Préface (1970) a

Les amis et élèves de Richard Meili ont en ce volume groupé leurs témoignages d’estime et d’affection pour célébrer son 70e anniversaire. C’est avec joie et conviction que j’ai accepté l’honneur qui m’était fait d’introduire ces pages en trouvant ainsi l’occasion d’exprimer au jubilaire tout le bien que je pense de lui. Après qu’il eut terminé ses études à Berlin sous la direction de W. Köhler, et soutenu une thèse de grande valeur sur l’arrangement des objets selon de bonnes formes d’ordre, Meili vint à Genève et enseigna pendant des années à notre Institut J. J. Rousseau avant de faire à l’Université de Berne la brillante carrière que l’on sait. C’est donc d’un ancien collègue fréquenté de près et d’un vieil ami que j’ai le privilège de parler avec d’autant plus de reconnaissance qu’il nous a appris beaucoup et que je lui dois moi-même une partie non négligeable de mon information.

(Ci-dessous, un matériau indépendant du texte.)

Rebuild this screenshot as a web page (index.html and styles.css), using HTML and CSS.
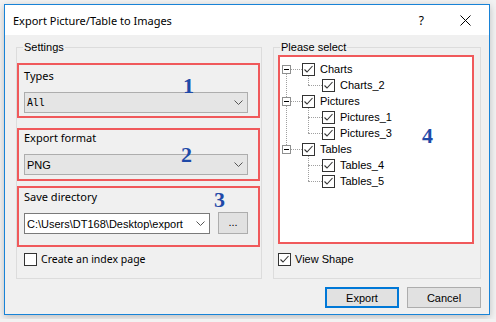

Je vois encore Meili tel qu’il était lors de notre premier contact. Je finissais de donner aux étudiants une heure de cours qu’il était venu écouter et où je parlais avec quelque imprudence des transformations avec l’âge de la constance des grandeurs au vu de quelques observations bien fragmentaires. Avec le remarquable esprit d’objectivité et d’examen critique qui a toujours fait la valeur de ses jugements, Meili ne se contenta pas de me faire valoir les arguments contraires tirés de travaux gestaltistes, mais développa au cours des discussions qui suivirent les diverses interprétations possibles que l’on peut donner d’un fait d’évolution mentale, en conciliant l’hypothèse d’une permanence des facteurs d’organisation avec celle d’un changement de proportions avec l’âge. Meili donna lui-même un bel exemple de cette méthode d’analyse lorsqu’il découvrit le premier la diminution des effets stroboscopiques au cours du développement (au moyen d’une technique très simple aussi intéressante que ses discussions théoriques).

En un mot, Meili restait parmi nous fondamentalement gestaltiste, mais avec une souplesse d’interprétation et une constante capacité d’adaptation aux autres courants d’idées de telle sorte qu’il occupa avec toujours plus de succès une position bien à lui et dont je connais peu de représentants analogues parmi les élèves de Köhler et de Wertheimer : celle de l’auteur qui réussit inlassablement à combiner les principes de la Gestalttheorie avec toutes les autres méthodes d’investigation, qu’il s’agisse d’analyse factorielle, d’épreuves portant sur les diverses fonctions de l’intelligence, de recherches génétiques et caractérologiques, etc. La conjonction de ses travaux avec ceux de Gertrude Meili-Dworetzki ne fit que le renforcer dans ces tendances, qui n’étaient nullement celles d’un éclectique, mais bien d’un auteur original ayant ses convictions mais ne voulait être ni partisan ni partial et fournissait un constant effort de compréhension et d’objectivité (c’est pourquoi, soit dit entre parenthèses, lorsqu’il me traite de « néogestaltiste », j’y vois un encouragement, ce qui serait moins le cas si le mot venait de juges plus rigides que lui).

La confiance que son caractère bienveillant et cette attitude scientifique constamment ouverte inspirent à ses collègues explique non seulement ses succès à la tête de l’Institut de psychologie de l’Université de Berne, mais encore les multiples charges qui lui furent confiées. Il joua un rôle essentiel dans la Société suisse de psychologie qu’il présida avec distinction et orienta vers de sages mesures en ce qui concerne la formation des psychologues. Il accepta la direction de la Revue suisse de psychologie qu’il dirigea et dirige encore avec dévouement et en tenant toujours compte des multiples courants à coordonner. Dans toutes les situations où l’on a eu besoin d’un psychologue polyvalent et objectif, c’est vers Meili que l’on s’est tourné, et il a joué en particulier un rôle prépondérant dans les liaisons entre les psychologues suisses et ceux d’Allemagne, ce qui ne l’a empêché en rien d’être bien connu ailleurs, en particulier chez nos collègues français.

C’est donc entouré d’un respect unanime et n’ayant sans doute jamais provoqué d’oppositions scientifiques en sa vie que Richard Meili peut fêter son soixante-dixième anniversaire, date qui risque d’être funeste lorsqu’on a insuffisamment travaillé, mais qui chez votre jubilaire marquera certainement un simple tournant dans ses activités. L’ouvrage collectif qui lui est aujourd’hui présenté en est d’ailleurs le gage ou le symbole.